"Kill Or Be Killed:" Colorado Deputy Recounts Cougar Attack
When a 91-pound mountain lion exploded from its crouched position under a trailer and launched at Larimer County sheriff's deputy Michelle Ross, she had a split second to fire a shot before the animal ripped into her right arm and tackled her to the ground.
And in that split second, when the powerful mountain lion sprang 10 feet, she had one quick thought.
"It was kill or be killed,'' the 5-foot-3 deputy said of the Wednesday attack. "The minute you think you're going to die, you die. That cat made up its mind it wanted to kill me. It was six inches from my throat.''
Instead, when the male mountain lion took her to the ground in the Riverview RV Park west of Loveland, she briefly wrestled with it before Larimer County Parks ranger Chris Gardner kicked the mountain lion. The lion fled and was fatally shot a short time later by wildlife officers at a nearby house, the Fort Collins Coloradoan reported.
Ross, who said the only other time she discharged her weapon while on duty was to shoot an opossum when she was a Georgia patrol officer, suffered puncture wounds on her right arm. She credits Gardner and her protective vest for saving her from further injury, if not saving her life.
A necropsy revealed the lion had rabies, forcing Ross to receive a series of rabies shots at Medical Center of the Rockies in Loveland.
Gardner said he couldn't shoot at the mountain lion when it attacked because there was an occupied camper trailer in his line of fire. And he wasn't about to shoot when the mountain lion was biting Ross. So he did the next best thing.
"I had my weapon in my hand so I couldn't get my taser or baton,'' said the seasonal ranger who is training to become full-time. "We are trained in kicks for people and animals, so that's what I did.''
Gardner wasn't the only hero in the incredible story.
UPS driver Alex Rodriguez was making a delivery to a home at 2100 River Rim Road. He was talking to a construction worker at the home, described by the sheriff's office as a 57-year-old Fort Collins man, and then went to jump into his delivery truck. That's when he saw the mountain lion on top of the man.
Rodriguez picked up a piece of pallet wood and started hitting the mountain lion, which fled and took off down the hill. Then he called 911.
"I didn't want the guy to die," said Rodriguez, who finished his route after fending off the mountain lion, an act the victim said saved his life.
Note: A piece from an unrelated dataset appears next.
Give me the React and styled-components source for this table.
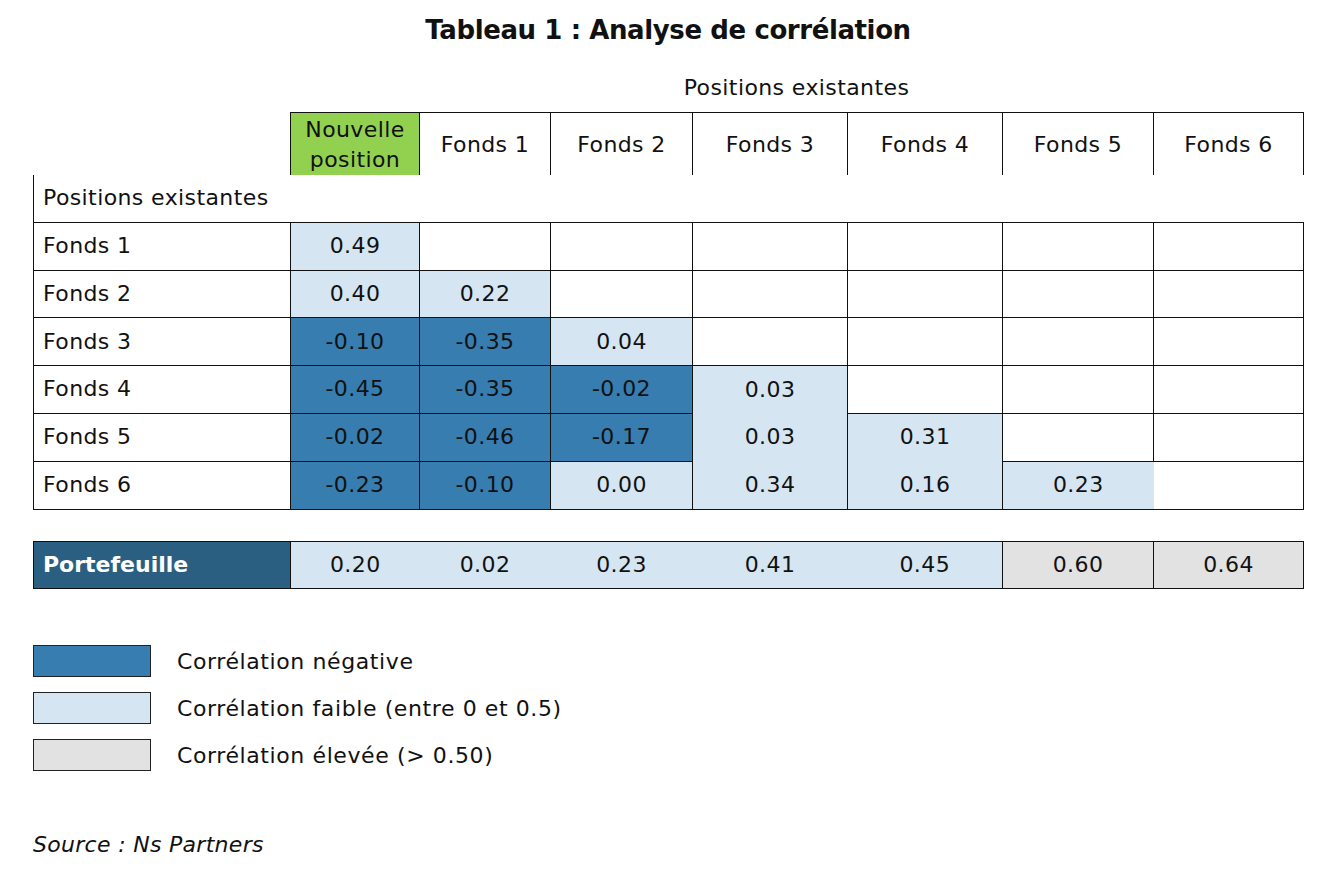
import React from 'react';
import styled, { createGlobalStyle } from 'styled-components';

const GlobalStyle = createGlobalStyle`
  body {
    margin: 0;
    background: #ffffff;
    font-family: "DejaVu Sans", "Liberation Sans", sans-serif;
    color: #111111;
  }
`;

const fills = {
  light: '#d5e5f1',
  dark: '#377daf',
  green: '#92d050',
  gray: '#e2e2e2',
  navy: '#2a5f82',
};

const Page = styled.div`
  width: 1326px;
  padding: 0 0 0 33px;
  box-sizing: border-box;
`;

const Title = styled.h1`
  margin: 0;
  height: 60px;
  line-height: 60px;
  font-size: 26px;
  font-weight: bold;
  text-align: center;
  width: 1270px;
  letter-spacing: -0.4px;
`;

const TopCaption = styled.div`
  height: 52px;
  line-height: 56px;
  font-size: 22px;
  letter-spacing: 0.4px;
  padding-left: 257px;
  text-align: center;
  width: 1270px;
  box-sizing: border-box;
`;

const Table = styled.table`
  width: 1270px;
  border-collapse: collapse;
  table-layout: fixed;
  font-size: 22px;
  letter-spacing: 0.4px;
  margin-top: ${(p) => p.$gap || 0}px;
`;

const Cell = styled.td`
  border: 1px solid #111111;
  height: ${(p) => p.$h || 46.8}px;
  padding: 0;
  text-align: ${(p) => (p.$label ? 'left' : 'center')};
  padding-left: ${(p) => (p.$label ? '9px' : '0')};
  padding-top: ${(p) => (p.$h ? '2px' : '0')};
  background: ${(p) => (p.$fill ? fills[p.$fill] : '#ffffff')};
  color: ${(p) => (p.$fill === 'navy' ? '#ffffff' : '#111111')};
  font-weight: ${(p) => (p.$bold ? 'bold' : 'normal')};
  letter-spacing: ${(p) => (p.$bold ? '0' : '0.4px')};
  line-height: ${(p) => (p.$h ? '30px' : '1.2')};
  border-top-style: ${(p) => (p.$noTop ? 'hidden' : 'solid')};
  border-left-style: ${(p) => (p.$noLeft ? 'hidden' : 'solid')};
  border-right-style: ${(p) => (p.$noRight ? 'hidden' : 'solid')};
  border-bottom-style: ${(p) => (p.$noBottom ? 'hidden' : 'solid')};
`;

const Legend = styled.div`
  margin-top: 56px;
  display: flex;
  flex-direction: column;
  gap: 15px;
`;

const LegendRow = styled.div`
  display: flex;
  align-items: center;
  gap: 26px;
  font-size: 22px;
  letter-spacing: 0.6px;
`;

const Swatch = styled.div`
  width: 118px;
  height: 32px;
  box-sizing: border-box;
  border: 1px solid #222222;
  background: ${(p) => fills[p.$fill]};
`;

const Source = styled.div`
  margin-top: 61px;
  font-size: 22px;
  font-style: italic;
  letter-spacing: 0.3px;
`;

const widths = [257, 129, 131, 142, 155, 155, 151, 150];
const heads = ['Fonds 1', 'Fonds 2', 'Fonds 3', 'Fonds 4', 'Fonds 5', 'Fonds 6'];

// each row: [value, fill] per column
const rows = [
  { name: 'Fonds 1', cells: [['0.49', 'light']] },
  { name: 'Fonds 2', cells: [['0.40', 'light'], ['0.22', 'light']] },
  { name: 'Fonds 3', cells: [['-0.10', 'dark'], ['-0.35', 'dark'], ['0.04', 'light']] },
  { name: 'Fonds 4', cells: [['-0.45', 'dark'], ['-0.35', 'dark'], ['-0.02', 'dark'], ['0.03', 'light']] },
  { name: 'Fonds 5', cells: [['-0.02', 'dark'], ['-0.46', 'dark'], ['-0.17', 'dark'], ['0.03', 'light'], ['0.31', 'light']] },
  { name: 'Fonds 6', cells: [['-0.23', 'dark'], ['-0.10', 'dark'], ['0.00', 'light'], ['0.34', 'light'], ['0.16', 'light'], ['0.23', 'light']] },
];

// merged light areas: hidden borders [row, col]
const hiddenTop = { '4-3': true, '5-3': true, '5-4': true };
const hiddenLeft = { '5-6': true };

const portfolio = [
  ['0.20', 'light'], ['0.02', 'light'], ['0.23', 'light'], ['0.41', 'light'],
  ['0.45', 'light'], ['0.60', 'gray'], ['0.64', 'gray'],
];

const Cols = () => (
  <colgroup>
    {widths.map((w, i) => (
      <col key={i} style={{ width: w }} />
    ))}
  </colgroup>
);

export default function App() {
  return (
    <Page>
      <GlobalStyle />
      <Title>Tableau 1 : Analyse de corrélation</Title>
      <TopCaption>Positions existantes</TopCaption>

      <Table>
        <Cols />
        <tbody>
          <tr>
            <Cell $h={60} $noTop $noLeft $noBottom />
            <Cell $h={60} $fill="green">Nouvelle<br />position</Cell>
            {heads.map((h) => (
              <Cell key={h} $h={60}>{h}</Cell>
            ))}
          </tr>
          <tr>
            <Cell colSpan={8} $label $noTop $noRight>Positions existantes</Cell>
          </tr>
          {rows.map((r, ri) => (
            <tr key={r.name}>
              <Cell $label>{r.name}</Cell>
              {Array.from({ length: 7 }).map((_, ci) => {
                const c = r.cells[ci];
                const key = `${ri}-${ci}`;
                return (
                  <Cell
                    key={ci}
                    $fill={c ? c[1] : null}
                    $noTop={hiddenTop[key]}
                    $noLeft={hiddenLeft[key]}
                  >
                    {c ? c[0] : ''}
                  </Cell>
                );
              })}
            </tr>
          ))}
        </tbody>
      </Table>

      <Table $gap={31}>
        <Cols />
        <tbody>
          <tr>
            <Cell $label $bold $fill="navy">Portefeuille</Cell>
            {portfolio.map(([v, f], i) => (
              <Cell key={i} $fill={f} $noLeft={i > 0 && i < 5}>{v}</Cell>
            ))}
          </tr>
        </tbody>
      </Table>

      <Legend>
        <LegendRow><Swatch $fill="dark" />Corrélation négative</LegendRow>
        <LegendRow><Swatch $fill="light" />Corrélation faible (entre 0 et 0.5)</LegendRow>
        <LegendRow><Swatch $fill="gray" />Corrélation élevée (&gt; 0.50)</LegendRow>
      </Legend>

      <Source>Source : Ns Partners</Source>
    </Page>
  );
}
The man, who authorities have not identified, received injuries not believed to be life-threatening. He is receiving rabies treatment.
Ross, Gardner and Rodriguez were joined by Larimer County ranger Cindy Kirby and Colorado State Patrol Trooper Scott Boskovich at the press conference held at the sheriff's office Friday afternoon.
They said they didn't want to kill the mountain lion but that it gave them no choice.
Kirby said she knew there was something wrong with the mountain lion when she and Gardner saw it come from the house where it attacked the man. It came down a hill and walked directly toward two RV park employees in a golf cart.
Gardner was able to get between the mountain lion and the people in the golf cart and yelled at the mountain lion, which then ran to the Big Thompson River on its way to the RV park.
The mountain lion crawled under the first trailer in the RV park, not far from where children were riding their bikes. The commotion of officers chasing the mountain lion drew the interest of campers, who took video of the tense scene unfolding.
Trooper Boskovich said they formed a human shield between the mountain lion and the residents and gave the animal room to escape down the river. However, he said the animal made a move that forced them to protect themselves and the residents.
"That cat looked at Ross and decided she was the best option, and it was on from there,'' the trooper said. "We weren't there just to shoot that cat. If it would have gone down the riverbed, we would have just followed it. Instead we had to protect anyone else from getting hurt.''
And for that, Ross is thankful.
"I feel extremely lucky,'' she said. "Don't tell me God's not real. He had a different plan for me that day.''
CPW said the incident marked Colorado's 23rd mountain lion attack on humans since 1990.
Wednesday's attack was just more than 5 miles from where a mountain lion was seen in a Loveland backyard in June and was one of several mountain lion sightings in Loveland and the Fort Collins area last year.
Wednesday's attack also occurred less than 10 miles from the February 2019 mountain lion attack of a Fort Collins man who killed the young lion in self-defense at Horsetooth Mountain Open Space.